After learning, we tested the coincidence detection capabilities of the neurons. To that end, we held the context pattern fixed whilst presenting basal activation levels according to the distributions from all contexts, see Figure 4E, subpanels i to iii, compare with Figures 4B, D. Firstly, we can observe that the simultaneous presentation of context P1 (see Figure 4Ei) at the apical site and stimulation distribution S1 at the basal site results in high output rate r for neurons 1, 2, 3 and 4, due to the matching of apical and basal activity. Secondly, by presenting context P1 together with a mis-matching basal stimulation distribution S2 or S3, we can only see high neuron output r in the context-overlapping neurons.

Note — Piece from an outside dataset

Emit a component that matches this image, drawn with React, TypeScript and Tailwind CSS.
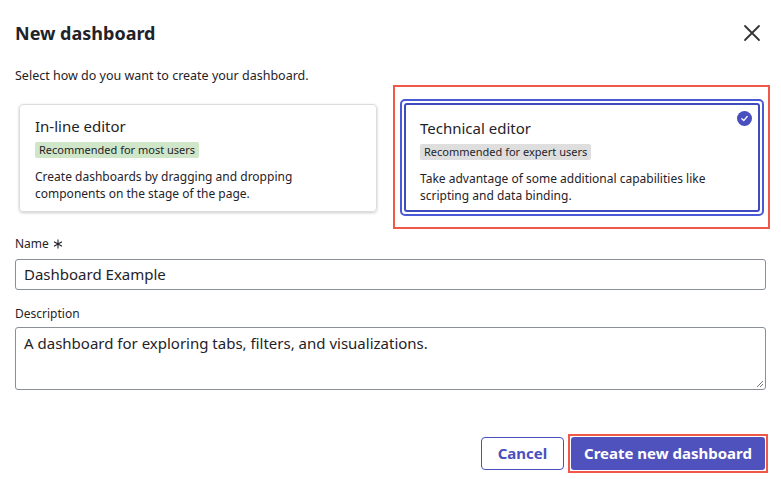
import React from 'react';

const App: React.FC = () => {
  return (
    <div className="w-[781px] h-[485px] bg-white text-[#1f2329] font-['Lato',sans-serif] relative">
      <div className="flex items-center justify-between pl-[15px] pr-[20px] pt-[21px]">
        <h1 className="text-[18px] font-bold leading-[24px]">New dashboard</h1>
        <svg width="18" height="18" viewBox="0 0 18 18" stroke="#333" strokeWidth="1.8" strokeLinecap="round">
          <path d="M2 2L16 16M16 2L2 16" />
        </svg>
      </div>
      <p className="text-[12.5px] pl-[15px] mt-[23px] leading-[16px]">Select how do you want to create your dashboard.</p>

      <div className="flex items-start pl-[19px] mt-[1px]">
        <div className="w-[358px] h-[108px] mt-[19px] rounded-[4px] border border-[#dcdcdc] shadow-[0_1px_3px_rgba(0,0,0,0.2)] px-[15px] pt-[11px]">
          <div className="text-[15px] leading-[20px]">In-line editor</div>
          <span className="inline-block mt-[2px] bg-[#cfe6c8] text-[11px] px-[4px] leading-[16px] rounded-[2px]">Recommended for most users</span>
          <p className="text-[12px] leading-[17px] mt-[8px]">Create dashboards by dragging and dropping components on the stage of the page.</p>
        </div>
        <div className="ml-[16px] w-[377px] h-[144px] border-2 border-[#f0584a] pl-[5px] pr-[4px] pt-[12px]">
          <div className="h-[117px] rounded-[5px] border-2 border-[#4a5ad6] p-[2px]">
            <div className="h-full rounded-[3px] border-2 border-[#3f4cbf] px-[14px] pt-[13px] relative">
              <div className="text-[15px] leading-[20px]">Technical editor</div>
              <span className="inline-block mt-[2px] bg-[#dedede] text-[11px] px-[4px] leading-[16px] rounded-[2px]">Recommended for expert users</span>
              <p className="text-[12px] leading-[17px] mt-[8px]">Take advantage of some additional capabilities like scripting and data binding.</p>
              <div className="absolute top-[6px] right-[6px] w-[15px] h-[15px] rounded-full bg-[#4a4fc0] flex items-center justify-center">
                <svg width="9" height="9" viewBox="0 0 10 10" fill="none" stroke="white" strokeWidth="1.4" strokeLinecap="round" strokeLinejoin="round">
                  <path d="M2 5.2L4.2 7.3L8 2.8" />
                </svg>
              </div>
            </div>
          </div>
        </div>
      </div>

      <div className="px-[15px] mt-[7px]">
        <label className="text-[12px] leading-[16px] flex items-center gap-[4px]">Name
          <svg width="10" height="10" viewBox="0 0 10 10" stroke="#1f2329" strokeWidth="1.1"><path d="M5 0.5V9.5M1 2.8L9 7.2M9 2.8L1 7.2" /></svg>
        </label>
        <div className="mt-[7px] h-[31px] rounded-[3px] border border-[#8a8f98] px-[8px] flex items-center text-[15px]">Dashboard Example</div>
        <label className="block text-[12px] leading-[16px] mt-[16px]">Description</label>
        <div className="mt-[5px] h-[63px] rounded-[3px] border border-[#8a8f98] px-[8px] pt-[5px] text-[15px] leading-[20px] relative">
          A dashboard for exploring tabs, filters, and visualizations.
          <svg className="absolute right-[1px] bottom-[1px]" width="8" height="8" viewBox="0 0 8 8" stroke="#777" strokeWidth="1">
            <path d="M7 1L1 7M7 4L4 7" />
          </svg>
        </div>
      </div>

      <div className="flex justify-end items-center pr-[13px] mt-[44px]">
        <button className="h-[33px] w-[83px] rounded-[4px] border border-[#4a4fc0] text-[#4a4fc0] font-bold text-[15px]">Cancel</button>
        <div className="ml-[4px] border-2 border-[#f0584a] p-[1px]">
          <button className="h-[33px] w-[194px] rounded-[3px] bg-[#4f52bd] text-white font-bold text-[15px]">Create new dashboard</button>
        </div>
      </div>
    </div>
  );
};

export default App;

For example, neuron 1 was strongly stimulated in distributions S1 and S2, hence it elicits high firing rate upon stimulation according to both of these distributions if context P1 is cued. In contrast, neuron 4 underwent only low stimulation via S2, resulting in low firing rate if P1 is simultaneously presented with samples from S2, indicating a mismatch between expected and real basal stimulation. On a population level, this coincidence detection is visible on the right hand side of (i–iii) in Figure 4E, where the total population activity is highest if the basal stimulation during presentation of context pattern Pp matches the basal stimulation distribution Sp applied during training. This way, the neurons can learn to perform coincidence-detection through the coincidence-based nature of the CAL learning rule and the coincidence-triggered amplification from Ca2+ spikes, see Figure 4F.

2.5 The CAL rule enables context-feature association

We have shown in the previous section that the CAL rule is well suited to align two separate streams of information: internal contextual information arriving at the apical and stimulus-driven information arriving at the basal compartment. We wondered whether the model can utilize such context-association to solve multi-task classification problems.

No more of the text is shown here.